When R1 Makes Sense, and When It Doesn't

R1 is the right choice when you have latency tolerance measured in tens of seconds and correctness is worth the wait. Batch analysis, agent planning steps, and review pipelines are ideal use cases. You also need the workload to involve genuine multi-step reasoning that smaller models cannot handle, and the data must be sensitive enough that it cannot leave your infrastructure boundary.

R1 is the wrong choice if your compliance regime requires a vendor to stand behind the model contractually. MIT-licensed weights come with no warranty and no counterparty support. It is also wrong if you have no GPU infrastructure story and were relying on DeepSeek's own API for the long term; that path is closing as of July 24, 2026.

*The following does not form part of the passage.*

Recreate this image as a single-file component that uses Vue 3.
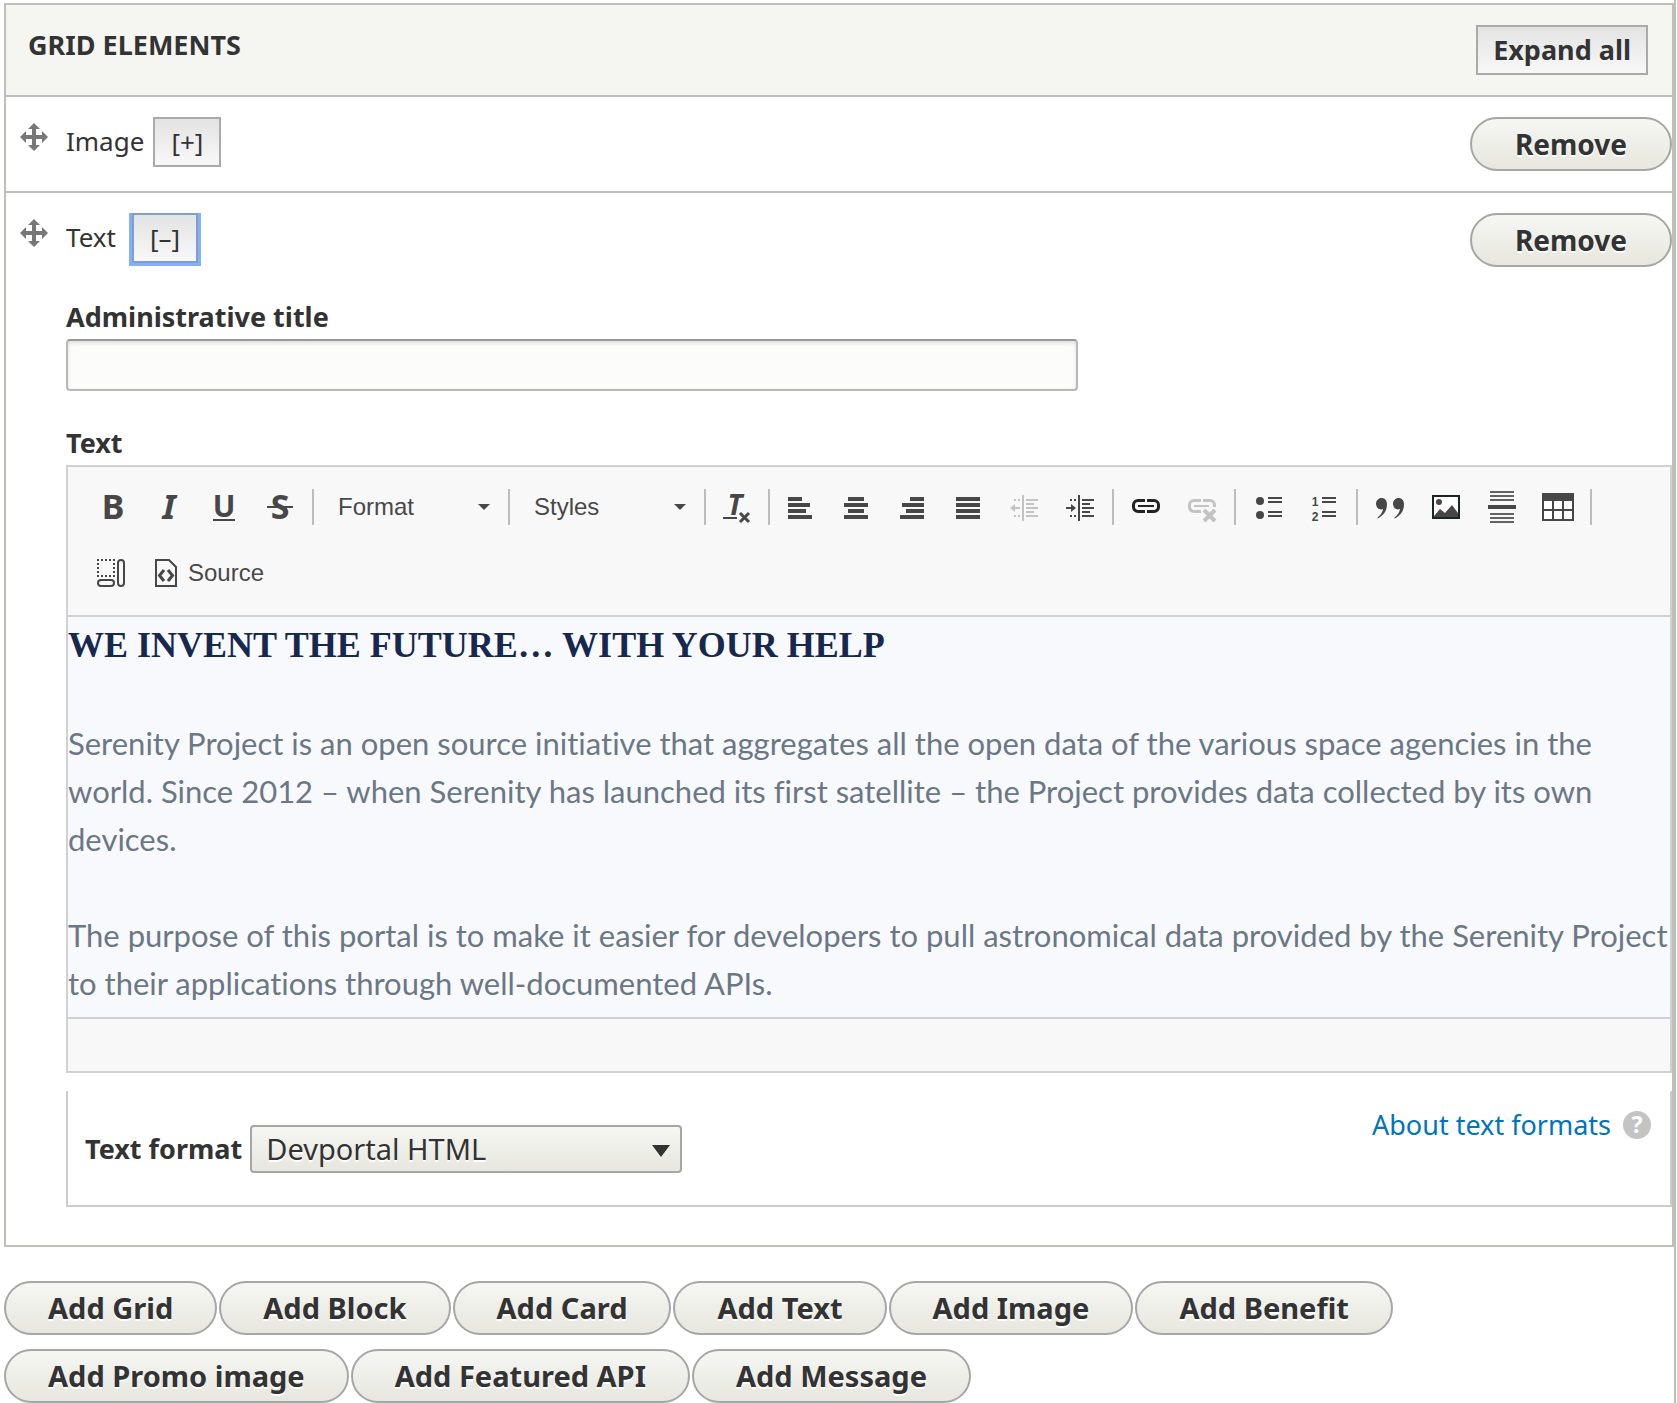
<script setup>
import { ref } from 'vue'

const adminTitle = ref('')
const format = ref('devportal_html')
const addTypes = ['Grid', 'Block', 'Card', 'Text', 'Image', 'Benefit', 'Promo image', 'Featured API', 'Message']
const alignments = [
  { name: 'Align left', bars: [[4, 14], [4, 22], [4, 18], [4, 24]] },
  { name: 'Center', bars: [[8, 16], [4, 24], [8, 16], [4, 24]] },
  { name: 'Align right', bars: [[14, 14], [6, 22], [10, 18], [4, 24]] },
  { name: 'Justify', bars: [[4, 24], [4, 24], [4, 24], [4, 24]] },
]
</script>

<template>
  <main class="page">
    <table class="grid-table">
      <thead>
        <tr>
          <th scope="col">
            <div class="head">
              <span class="head-title">GRID ELEMENTS</span>
              <button type="button" class="square bold">Expand all</button>
            </div>
          </th>
        </tr>
      </thead>
      <tbody>
        <tr>
          <td>
            <div class="item">
              <a href="#" class="handle" aria-label="Drag to re-order">
                <svg viewBox="0 0 28 28"><path d="M14 0l6 6h-4v6h6V8l6 6-6 6v-4h-6v6h4l-6 6-6-6h4v-6H6v4l-6-6 6-6v4h6V6H8z" /></svg>
              </a>
              <span class="item-name">Image</span>
              <button type="button" class="square toggle">[+]</button>
              <button type="button" class="pill remove">Remove</button>
            </div>
          </td>
        </tr>
        <tr>
          <td>
            <div class="item">
              <a href="#" class="handle" aria-label="Drag to re-order">
                <svg viewBox="0 0 28 28"><path d="M14 0l6 6h-4v6h6V8l6 6-6 6v-4h-6v6h4l-6 6-6-6h4v-6H6v4l-6-6 6-6v4h6V6H8z" /></svg>
              </a>
              <span class="item-name">Text</span>
              <button type="button" class="square toggle focused">[–]</button>
              <button type="button" class="pill remove">Remove</button>
            </div>

            <div class="fields">
              <label class="label" for="admin-title">Administrative title</label>
              <input id="admin-title" v-model="adminTitle" class="text-input" type="text">

              <span id="text-label" class="label">Text</span>
              <div class="editor" role="group" aria-labelledby="text-label">
                <div class="toolbar" role="toolbar">
                  <div class="group">
                    <button type="button" class="tool" aria-label="Bold">
                      <svg viewBox="0 0 32 32"><text x="17" y="28" class="glyph" font-size="34">B</text></svg>
                    </button>
                    <button type="button" class="tool" aria-label="Italic">
                      <svg viewBox="0 0 32 32"><text x="17" y="28" class="glyph italic" font-size="34">I</text></svg>
                    </button>
                    <button type="button" class="tool" aria-label="Underline">
                      <svg viewBox="0 0 32 32"><text x="16" y="26" class="glyph" font-size="30">U</text><path d="M5 28h22v2H5z" /></svg>
                    </button>
                    <button type="button" class="tool" aria-label="Strikethrough">
                      <svg viewBox="0 0 32 32"><text x="16" y="28" class="glyph" font-size="34">S</text><path d="M3 15h26v2H3z" /></svg>
                    </button>
                  </div>
                  <span class="sep"></span>
                  <button type="button" class="combo">Format<svg viewBox="0 0 12 6"><path d="M0 0h12L6 6z" /></svg></button>
                  <span class="sep"></span>
                  <button type="button" class="combo">Styles<svg viewBox="0 0 12 6"><path d="M0 0h12L6 6z" /></svg></button>
                  <span class="sep"></span>
                  <button type="button" class="tool" aria-label="Remove format">
                    <svg viewBox="0 0 32 32">
                      <text x="13" y="24" class="glyph italic" font-size="28">T</text>
                      <path d="M1 26h14v2H1z" />
                      <path class="line" stroke-width="3" d="M18 22l9 9M27 22l-9 9" />
                    </svg>
                  </button>
                  <span class="sep tight"></span>
                  <div class="group">
                    <button v-for="a in alignments" :key="a.name" type="button" class="tool" :aria-label="a.name">
                      <svg viewBox="0 0 32 32">
                        <rect v-for="(b, i) in a.bars" :key="i" :x="b[0]" :y="6 + i * 6" :width="b[1]" height="4" />
                      </svg>
                    </button>
                    <button type="button" class="tool" aria-label="Decrease indent" disabled>
                      <svg viewBox="0 0 32 32">
                        <path d="M14 4h2v26h-2zM18 8h12v2H18zM18 12h8v2h-8zM18 16h12v2H18zM18 20h8v2h-8zM18 24h12v2H18zM6 8h2v2H6zM10 8h2v2h-2zM6 24h2v2H6zM10 24h2v2h-2zM2 17l5-4v3h5v2H7v3z" />
                      </svg>
                    </button>
                    <button type="button" class="tool" aria-label="Increase indent">
                      <svg viewBox="0 0 32 32">
                        <path d="M14 4h2v26h-2zM18 8h12v2H18zM18 12h8v2h-8zM18 16h12v2H18zM18 20h8v2h-8zM18 24h12v2H18zM6 8h2v2H6zM10 8h2v2h-2zM6 24h2v2H6zM10 24h2v2h-2zM12 17l-5-4v3H2v2h5v3z" />
                      </svg>
                    </button>
                  </div>
                  <span class="sep"></span>
                  <div class="group">
                    <button type="button" class="tool" aria-label="Link">
                      <svg viewBox="0 0 32 32" class="chain">
                        <path class="line" stroke-width="3" d="M15 9.500H8a4.500 4.500 0 0 0-4.500 4.500v2A4.500 4.500 0 0 0 8 20.500h7M17 9.500h7a4.500 4.500 0 0 1 4.500 4.500v2a4.500 4.500 0 0 1-4.500 4.500h-7" />
                        <path class="line" stroke-width="2" d="M8 15h16" />
                      </svg>
                    </button>
                    <button type="button" class="tool" aria-label="Unlink" disabled>
                      <svg viewBox="0 0 32 32">
                        <path class="line" stroke-width="3" d="M15 9.500H8a4.500 4.500 0 0 0-4.500 4.500v2A4.500 4.500 0 0 0 8 20.500h7M17 9.500h7a4.500 4.500 0 0 1 4.500 4.500v2" />
                        <path class="line" stroke-width="2" d="M8 15h15" />
                        <path class="line" stroke-width="4" d="M18 19l11 11M29 19L18 30" />
                      </svg>
                    </button>
                  </div>
                  <span class="sep"></span>
                  <div class="group">
                    <button type="button" class="tool" aria-label="Bulleted list">
                      <svg viewBox="0 0 32 32">
                        <circle cx="8" cy="10" r="4" /><circle cx="8" cy="24" r="4" />
                        <path d="M16 6h14v2H16zM16 10h14v2H16zM16 20h14v2H16zM16 24h14v2H16z" />
                      </svg>
                    </button>
                    <button type="button" class="tool" aria-label="Numbered list">
                      <svg viewBox="0 0 32 32">
                        <text x="7" y="15" class="glyph number" font-size="12">1</text>
                        <text x="7" y="30" class="glyph number" font-size="12">2</text>
                        <path d="M14 6h14v2H14zM14 10h14v2H14zM14 20h14v2H14zM14 24h14v2H14z" />
                      </svg>
                    </button>
                  </div>
                  <span class="sep"></span>
                  <div class="group">
                    <button type="button" class="tool" aria-label="Block quote">
                      <svg viewBox="0 0 32 32">
                        <path d="M7.500 7c3.500 0 5.500 2.500 5.500 6.500 0 6.500-4 11.500-9.500 14v-1c3-2 5-5 5.500-8.500-4 1.500-7-1.500-7-5.500C2 9.500 4.500 7 7.500 7z" />
                        <path d="M24.500 7c3.500 0 5.500 2.500 5.500 6.500 0 6.500-4 11.500-9.500 14v-1c3-2 5-5 5.500-8.500-4 1.500-7-1.500-7-5.500 0-3 2.500-5.500 5.500-5.500z" />
                      </svg>
                    </button>
                    <button type="button" class="tool" aria-label="Image">
                      <svg viewBox="0 0 32 32">
                        <rect x="3" y="5" width="26" height="22" fill="#fff" stroke="#1c2526" stroke-width="2" />
                        <circle cx="9" cy="11" r="3" />
                        <path d="M4 26v-1l6-7 5 4 7-8 6 8v4z" />
                      </svg>
                    </button>
                    <button type="button" class="tool" aria-label="Horizontal line">
                      <svg viewBox="0 0 32 32">
                        <path fill="#636363" d="M4 0h24v2H4zM4 4h24v2H4zM4 8h24v2H4zM4 22h24v2H4zM4 26h24v2H4zM4 30h24v2H4z" />
                        <path d="M2 14h28v4H2z" />
                      </svg>
                    </button>
                    <button type="button" class="tool" aria-label="Table">
                      <svg viewBox="0 0 32 32">
                        <path fill="#fff" d="M1 3h30v26H1z" />
                        <path d="M0 2h32v8H0zM0 18h32v2H0zM0 28h32v2H0zM0 10h2v18H0zM10 10h2v18h-2zM20 10h2v18h-2zM30 10h2v18h-2z" />
                      </svg>
                    </button>
                  </div>
                  <span class="sep"></span>
                  <div class="group">
                    <button type="button" class="tool" aria-label="Show blocks">
                      <svg viewBox="0 0 32 32">
                        <rect class="line" x="2" y="3" width="16" height="16" stroke-width="2" stroke-dasharray="2 2" stroke-dashoffset="1" />
                        <rect class="line" x="2" y="23" width="16" height="6" rx="3" stroke-width="2" />
                        <rect class="line" x="22" y="3" width="6" height="26" rx="3" stroke-width="2" />
                      </svg>
                    </button>
                    <button type="button" class="tool source">
                      <svg viewBox="0 0 32 32">
                        <path class="line" stroke-width="2" d="M6 3h13l7 7v19H6z" />
                        <path class="line" stroke-width="3" d="M14 13l-4.500 5.500L14 24M18 13l4.500 5.500L18 24" />
                      </svg>
                      Source
                    </button>
                  </div>
                </div>
                <div class="content">
                  <h2>WE INVENT THE FUTURE… WITH YOUR HELP</h2>
                  <p>Serenity Project is an open source initiative that aggregates all the open data of the various space agencies in the world. Since 2012 – when Serenity has launched its first satellite – the Project provides data collected by its own devices.</p>
                  <p>The purpose of this portal is to make it easier for developers to pull astronomical data provided by the Serenity Project to their applications through well-documented APIs.</p>
                </div>
                <div class="status"></div>
              </div>

              <div class="format">
                <div class="format-pick">
                  <label for="text-format">Text format</label>
                  <div class="select-box">
                    <select id="text-format" v-model="format">
                      <option value="devportal_html">Devportal HTML</option>
                    </select>
                    <svg viewBox="0 0 18 12"><path d="M0 0h18L9 12z" /></svg>
                  </div>
                </div>
                <a href="#" class="help">
                  About text formats
                  <svg viewBox="0 0 30 30"><circle cx="15" cy="15" r="14" /><text x="15" y="23">?</text></svg>
                </a>
              </div>
            </div>
          </td>
        </tr>
      </tbody>
    </table>

    <div class="add-list">
      <button v-for="type in addTypes" :key="type" type="button" class="pill add">Add {{ type }}</button>
    </div>
  </main>
</template>

<style>
body {
  margin: 0;
  background: #fff;
}
</style>

<style scoped>
.page {
  box-sizing: border-box;
  margin-right: 1px;
  padding: 3px 0 0 4px;
  border-right: 2px solid #bfbfba;
  color: #333;
  font-family: "Noto Sans", "Open Sans", sans-serif;
  font-size: 26px;
  line-height: 36px;
}
button,
input,
select {
  box-sizing: border-box;
  margin: 0;
  color: inherit;
  font: inherit;
}
svg {
  display: block;
  flex: none;
}
.grid-table {
  width: 100%;
  border: 2px solid #bfbfba;
  border-spacing: 0;
}
th,
td {
  padding: 0;
  text-align: left;
}
td {
  border-top: 2px solid #bfbfba;
}
th {
  background: #f5f5f2;
}
.head {
  display: flex;
  justify-content: space-between;
  align-items: flex-start;
  padding: 20px 24px 20px 22px;
  font-size: 27px;
}
.head-title {
  line-height: 40px;
}
.square {
  height: 50px;
  padding: 0 15px;
  border: 2px solid #aaa;
  background: linear-gradient(#e3e3e3, #f8f8f8);
  line-height: 44px;
}
.bold {
  font-weight: 700;
}
.toggle {
  padding: 0 16px;
}
.item {
  display: flex;
  align-items: flex-start;
  padding: 20px 0 20px 14px;
}
.handle {
  width: 28px;
  margin: 6px 18px 0 0;
  fill: #777;
}
.item-name {
  min-width: 57px;
  margin-right: 9px;
  line-height: 48px;
}
.focused {
  border-color: #7d9fcc;
  box-shadow: 0 0 0 3px #85b0f7;
  clip-path: inset(0 -4px -4px);
}
.pill {
  height: 54px;
  padding: 0 42px;
  border: 2px solid #a6a6a6;
  border-radius: 27px;
  background: linear-gradient(#f6f6f3, #e7e7df);
  font-size: 29px;
  font-weight: 700;
  line-height: 48px;
  text-shadow: 0 2px #fff;
}
.remove {
  min-width: 202px;
  margin-left: auto;
  font-size: 28px;
}
.fields {
  display: flex;
  flex-direction: column;
  align-items: stretch;
  padding: 12px 0 38px 60px;
}
.label {
  margin-bottom: 4px;
  font-size: 27px;
  font-weight: 700;
}
.text-input {
  width: 1012px;
  max-width: 100%;
  height: 52px;
  margin-bottom: 34px;
  padding: 0 14px;
  border: 2px solid #b8b8b8;
  border-top-color: #999;
  border-radius: 4px;
  background: #fcfcfa;
  box-shadow: inset 0 2px 4px rgba(0, 0, 0, 0.12);
}
.editor {
  border: 2px solid #d1d1d1;
  color: #484848;
}
.toolbar {
  display: flex;
  flex-wrap: wrap;
  align-items: center;
  row-gap: 16px;
  padding: 15px 16px 17px;
  border-bottom: 2px solid #d1d1d1;
  background: #f8f8f8;
  font-family: "Liberation Sans", Arial, sans-serif;
  font-size: 24px;
}
.group {
  display: flex;
}
.tool,
.combo {
  display: flex;
  align-items: center;
  justify-content: center;
  width: 56px;
  height: 50px;
  padding: 0;
  border: 0;
  background: none;
}
.tool svg {
  width: 32px;
  height: 32px;
  overflow: visible;
  fill: #474747;
  stroke: none;
}
.tool .line {
  fill: none;
  stroke: #474747;
}
.tool .glyph {
  font-family: "Noto Sans", sans-serif;
  font-weight: 700;
  text-anchor: middle;
}
.tool .number {
  font-family: "Liberation Sans", Arial, sans-serif;
}
.tool .italic {
  font-style: italic;
}
.tool:disabled svg {
  fill: #c3c3c3;
}
.tool:disabled .line {
  stroke: #c3c3c3;
}
.tool .chain .line {
  stroke: #222;
}
.combo {
  justify-content: space-between;
  width: 186px;
  padding: 0 14px 0 20px;
}
.combo svg {
  width: 12px;
  height: 6px;
  fill: #474747;
}
.source {
  gap: 6px;
  width: auto;
  padding: 0 10px;
}
.sep {
  width: 2px;
  height: 36px;
  margin: 0 4px;
  background: #bcbcbc;
}
.tight {
  margin: 0 2px;
}
.content {
  padding-bottom: 10px;
  border-bottom: 2px solid #d1d1d1;
  background: #f8f9fd;
  color: #6b7785;
  font-family: Lato, sans-serif;
  font-size: 31px;
  font-variant-ligatures: no-common-ligatures;
  line-height: 48px;
}
.content h2 {
  margin: 0 0 46px;
  color: #17284f;
  font-family: "Liberation Serif", "Times New Roman", serif;
  font-size: 36px;
  line-height: 56px;
}
.content p {
  margin: 0;
}
.content p + p {
  margin-top: 48px;
}
.status {
  height: 52px;
  background: #f8f8f8;
}
.format {
  display: flex;
  justify-content: space-between;
  align-items: flex-start;
  margin-top: 18px;
  padding: 14px 18px 32px 17px;
  border: 2px solid #ccc;
  border-top: 0;
}
.format-pick {
  display: flex;
  align-items: center;
  gap: 8px;
  margin-top: 20px;
  font-size: 27px;
  font-weight: 700;
}
.select-box {
  position: relative;
}
.select-box select {
  display: block;
  width: 432px;
  height: 48px;
  padding: 0 14px;
  border: 2px solid #a6a6a6;
  border-radius: 4px;
  background: linear-gradient(#f6f6f3, #e7e7df);
  appearance: none;
  font-size: 29px;
  font-weight: 400;
  text-shadow: 0 2px #fff;
}
.select-box svg {
  position: absolute;
  top: 20px;
  right: 12px;
  width: 18px;
  fill: #333;
  pointer-events: none;
}
.help {
  display: flex;
  align-items: center;
  gap: 11px;
  color: #0074bd;
  font-size: 27px;
  line-height: 40px;
  text-decoration: none;
}
.help svg {
  width: 30px;
  overflow: visible;
  fill: #c4c4c4;
}
.help text {
  fill: #fff;
  font-size: 23px;
  font-weight: 700;
  text-anchor: middle;
}
.add-list {
  display: flex;
  flex-wrap: wrap;
  gap: 14px 2px;
  margin-top: 34px;
}
</style>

The pattern that works for regulated-data reasoning workloads mirrors what engineers call privilege-aware architecture: the open model runs inside the client's own cloud as a specialized capability, never as the whole system. A small routing model handles the bulk of traffic, and R1 handles only the cases where its reasoning depth is genuinely necessary. That architecture usually cuts costs by an order of magnitude compared to running R1 on every request.